• _Data for the task_:
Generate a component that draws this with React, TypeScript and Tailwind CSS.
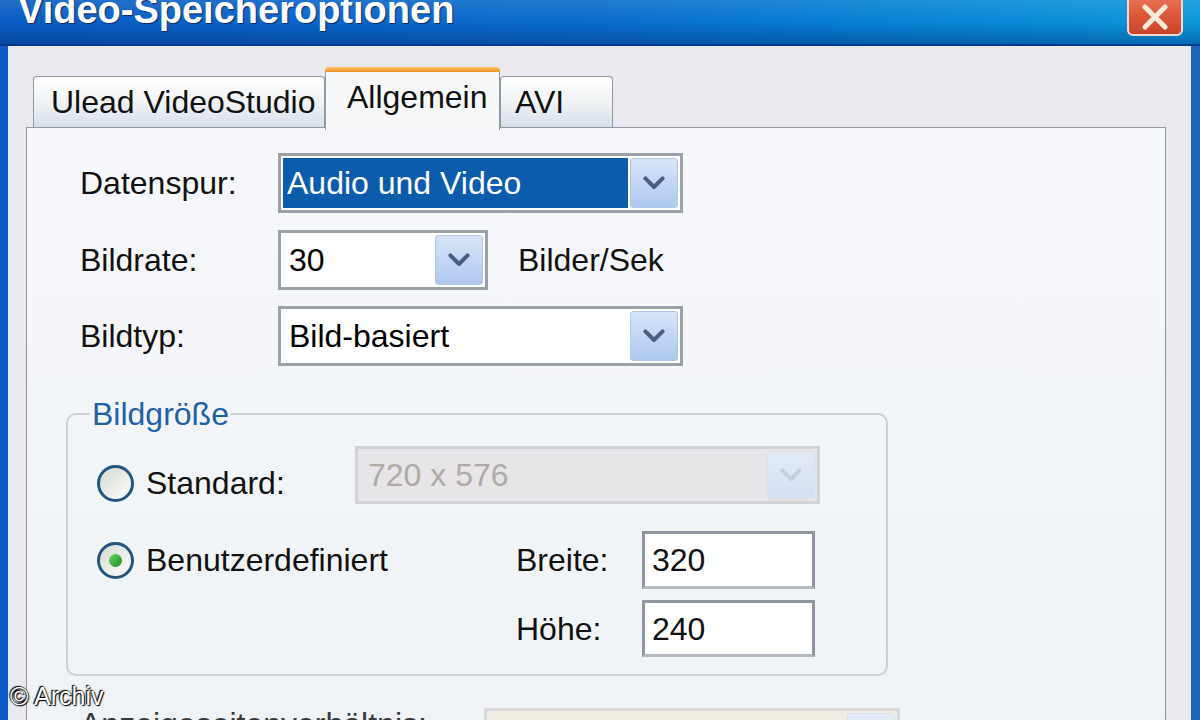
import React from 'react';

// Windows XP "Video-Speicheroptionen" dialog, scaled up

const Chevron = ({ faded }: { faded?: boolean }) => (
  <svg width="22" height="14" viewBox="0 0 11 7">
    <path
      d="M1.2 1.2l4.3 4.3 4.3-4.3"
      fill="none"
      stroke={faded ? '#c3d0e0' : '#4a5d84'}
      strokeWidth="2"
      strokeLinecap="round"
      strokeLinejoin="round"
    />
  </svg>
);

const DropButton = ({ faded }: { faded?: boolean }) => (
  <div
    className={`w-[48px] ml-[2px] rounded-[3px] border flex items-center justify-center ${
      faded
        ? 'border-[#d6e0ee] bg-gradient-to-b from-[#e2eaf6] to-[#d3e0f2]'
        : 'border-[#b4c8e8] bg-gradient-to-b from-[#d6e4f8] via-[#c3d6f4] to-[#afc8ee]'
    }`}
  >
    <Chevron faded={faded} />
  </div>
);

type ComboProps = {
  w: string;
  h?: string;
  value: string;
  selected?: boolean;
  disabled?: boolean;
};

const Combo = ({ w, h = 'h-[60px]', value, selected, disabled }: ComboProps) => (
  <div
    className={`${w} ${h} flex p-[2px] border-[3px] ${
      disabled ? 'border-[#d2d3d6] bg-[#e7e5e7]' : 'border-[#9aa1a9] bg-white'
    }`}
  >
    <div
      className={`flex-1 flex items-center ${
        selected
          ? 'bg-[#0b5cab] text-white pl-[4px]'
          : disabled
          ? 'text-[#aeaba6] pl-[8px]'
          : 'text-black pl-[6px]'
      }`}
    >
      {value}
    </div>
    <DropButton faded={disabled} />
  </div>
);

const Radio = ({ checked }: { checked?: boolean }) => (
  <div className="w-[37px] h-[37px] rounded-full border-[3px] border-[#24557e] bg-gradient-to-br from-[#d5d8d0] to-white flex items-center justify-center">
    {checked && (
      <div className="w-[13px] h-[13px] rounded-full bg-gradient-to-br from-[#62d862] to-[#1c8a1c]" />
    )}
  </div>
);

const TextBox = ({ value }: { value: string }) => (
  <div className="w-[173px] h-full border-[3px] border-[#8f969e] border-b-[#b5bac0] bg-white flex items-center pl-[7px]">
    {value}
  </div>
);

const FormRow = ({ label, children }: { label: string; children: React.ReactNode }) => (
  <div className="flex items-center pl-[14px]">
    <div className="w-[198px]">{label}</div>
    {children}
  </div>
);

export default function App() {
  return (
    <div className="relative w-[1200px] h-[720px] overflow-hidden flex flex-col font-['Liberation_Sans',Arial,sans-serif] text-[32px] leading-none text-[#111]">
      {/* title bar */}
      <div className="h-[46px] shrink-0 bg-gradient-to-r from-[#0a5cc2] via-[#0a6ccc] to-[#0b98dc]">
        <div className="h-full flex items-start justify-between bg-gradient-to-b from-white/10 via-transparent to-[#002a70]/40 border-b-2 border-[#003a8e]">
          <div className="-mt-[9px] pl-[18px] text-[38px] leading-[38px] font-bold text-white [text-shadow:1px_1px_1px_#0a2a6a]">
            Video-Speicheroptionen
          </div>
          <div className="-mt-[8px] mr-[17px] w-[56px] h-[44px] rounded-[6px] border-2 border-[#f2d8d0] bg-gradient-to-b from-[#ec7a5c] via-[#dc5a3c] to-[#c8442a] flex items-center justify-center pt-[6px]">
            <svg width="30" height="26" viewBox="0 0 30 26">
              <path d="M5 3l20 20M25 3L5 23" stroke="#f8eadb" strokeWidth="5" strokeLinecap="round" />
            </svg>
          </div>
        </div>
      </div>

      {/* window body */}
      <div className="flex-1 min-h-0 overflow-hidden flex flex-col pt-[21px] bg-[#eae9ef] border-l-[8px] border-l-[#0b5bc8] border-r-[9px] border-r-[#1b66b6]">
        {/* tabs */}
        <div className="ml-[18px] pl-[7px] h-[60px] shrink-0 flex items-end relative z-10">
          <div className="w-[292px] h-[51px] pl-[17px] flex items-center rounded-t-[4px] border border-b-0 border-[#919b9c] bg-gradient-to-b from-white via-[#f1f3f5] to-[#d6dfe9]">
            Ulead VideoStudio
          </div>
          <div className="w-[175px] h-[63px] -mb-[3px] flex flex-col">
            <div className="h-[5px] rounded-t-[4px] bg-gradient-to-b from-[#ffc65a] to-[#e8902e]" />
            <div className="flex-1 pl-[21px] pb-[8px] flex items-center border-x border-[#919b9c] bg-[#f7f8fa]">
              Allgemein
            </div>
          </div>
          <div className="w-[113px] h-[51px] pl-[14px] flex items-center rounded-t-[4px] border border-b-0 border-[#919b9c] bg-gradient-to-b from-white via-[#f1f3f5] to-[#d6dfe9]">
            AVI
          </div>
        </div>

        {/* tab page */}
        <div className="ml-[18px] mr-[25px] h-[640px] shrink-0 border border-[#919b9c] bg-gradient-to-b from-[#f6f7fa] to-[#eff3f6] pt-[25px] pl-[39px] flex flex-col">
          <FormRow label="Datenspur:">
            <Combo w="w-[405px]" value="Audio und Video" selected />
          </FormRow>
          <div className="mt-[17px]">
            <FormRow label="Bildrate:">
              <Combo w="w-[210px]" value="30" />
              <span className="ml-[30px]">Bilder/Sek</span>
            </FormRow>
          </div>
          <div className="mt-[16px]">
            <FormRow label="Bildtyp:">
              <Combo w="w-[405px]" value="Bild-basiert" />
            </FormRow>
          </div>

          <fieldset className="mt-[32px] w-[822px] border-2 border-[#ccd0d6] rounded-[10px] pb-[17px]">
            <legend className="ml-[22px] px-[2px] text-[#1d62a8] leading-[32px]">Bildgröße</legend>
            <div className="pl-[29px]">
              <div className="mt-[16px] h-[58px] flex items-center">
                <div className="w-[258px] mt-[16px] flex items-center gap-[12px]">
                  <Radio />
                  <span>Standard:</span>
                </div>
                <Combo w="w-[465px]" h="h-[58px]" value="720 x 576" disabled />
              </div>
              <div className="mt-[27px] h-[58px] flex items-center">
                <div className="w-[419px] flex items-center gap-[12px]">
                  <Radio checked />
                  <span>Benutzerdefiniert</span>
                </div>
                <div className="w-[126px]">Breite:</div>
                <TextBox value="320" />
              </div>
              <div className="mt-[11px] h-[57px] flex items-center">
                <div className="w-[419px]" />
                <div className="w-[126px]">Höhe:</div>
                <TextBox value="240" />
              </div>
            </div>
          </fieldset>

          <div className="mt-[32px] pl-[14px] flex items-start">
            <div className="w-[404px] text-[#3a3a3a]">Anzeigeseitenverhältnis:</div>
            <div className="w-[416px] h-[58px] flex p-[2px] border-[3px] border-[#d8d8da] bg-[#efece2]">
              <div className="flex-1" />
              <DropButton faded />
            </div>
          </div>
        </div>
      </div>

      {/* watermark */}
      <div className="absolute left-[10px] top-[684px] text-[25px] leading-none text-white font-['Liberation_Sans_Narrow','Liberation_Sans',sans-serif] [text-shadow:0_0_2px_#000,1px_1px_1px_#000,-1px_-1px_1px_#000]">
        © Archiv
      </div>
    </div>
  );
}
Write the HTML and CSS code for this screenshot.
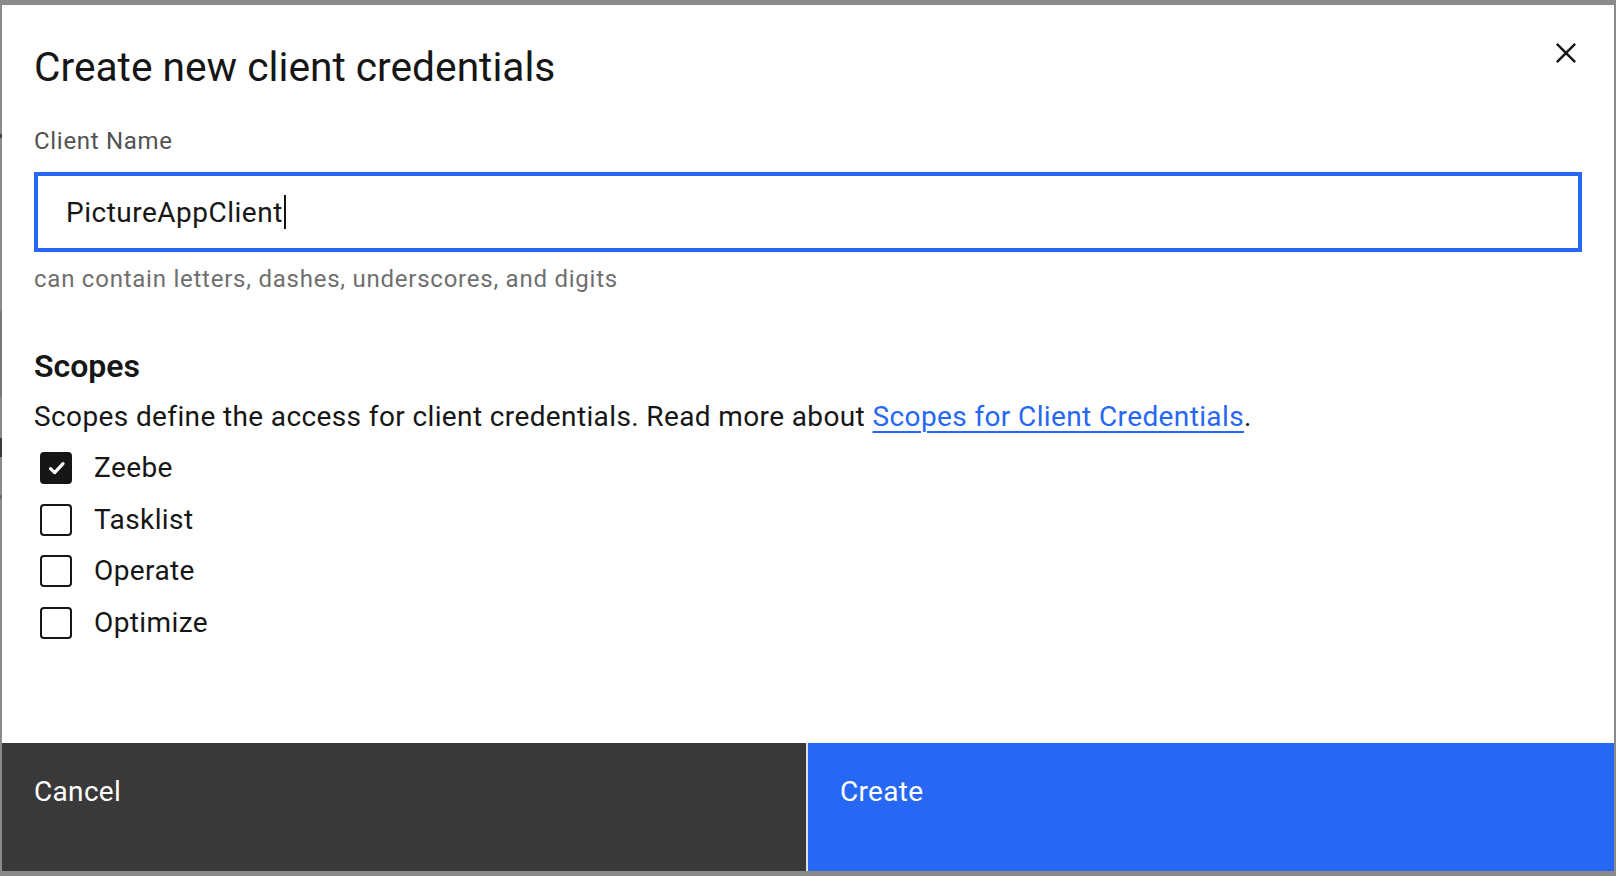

• _Task goal_: Determine the number of lines in the listing that contain the string "this". Write that number and nothing else.

• _Written response_: 2